The Reserve Bank of India (RBI) has curbed a Bengaluru-based private co-operative bank from doing business with immediate effect for alleged irregularities in transactions, an official said on Saturday.
"Sri Guru Raghavendra Sahakara Bank in Bengaluru shall not, without prior approval of the RBI in writing, grant or renew loans and advances, make investment, borrow funds or accept fresh deposits from January 10, 2020," the RBI said in a directive, which has been accessed by IANS.
The central bank's Chief General Manager Yogesh Dayal issued the directive under Sections 35A and 56 of the Banking Regulation Act, 1949, from Mumbai.
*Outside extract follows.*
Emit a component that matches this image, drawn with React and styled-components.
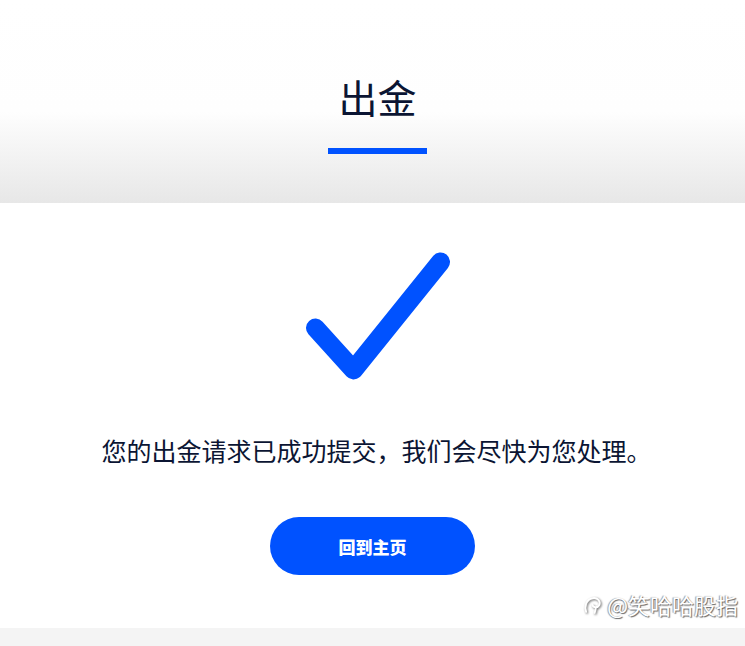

The RBI, however, allowed the bank's savings and current account customers and depositors to withdraw cash up to Rs 35,000 only till further notice.
"The private bank will also not disburse payment whether in discharge of its liabilities and obligations or otherwise, enter into compromise or arrangement and sell, transfer or otherwise dispose its properties or assets except, as instructed on January 2, 2020," said the directive.
"The bank will, however, continue to undertake business with restrictions till its financial position improves," said an official, citing the directive.
The regulator clarified that its directive should not be construed as cancellation of the bank's license issued by it. "The directive shall remain in force for six months from January 10 and is subject to review," added the official.
Worried customers of the bank gathered at the bank premises in Basavangudi on Saturday morning after the RBI issued the above notice. However, one of the bank officials told The Hindu that customers were assured that their deposits are safe. He said that the RBI restrictions were a result of a default on Rs 350 crore worth of loans; however, the loans can be recovered by taking over the assets given as securities. He added that ATMs will function normally from Monday, and the bank will seek clarifications from the RBI as well.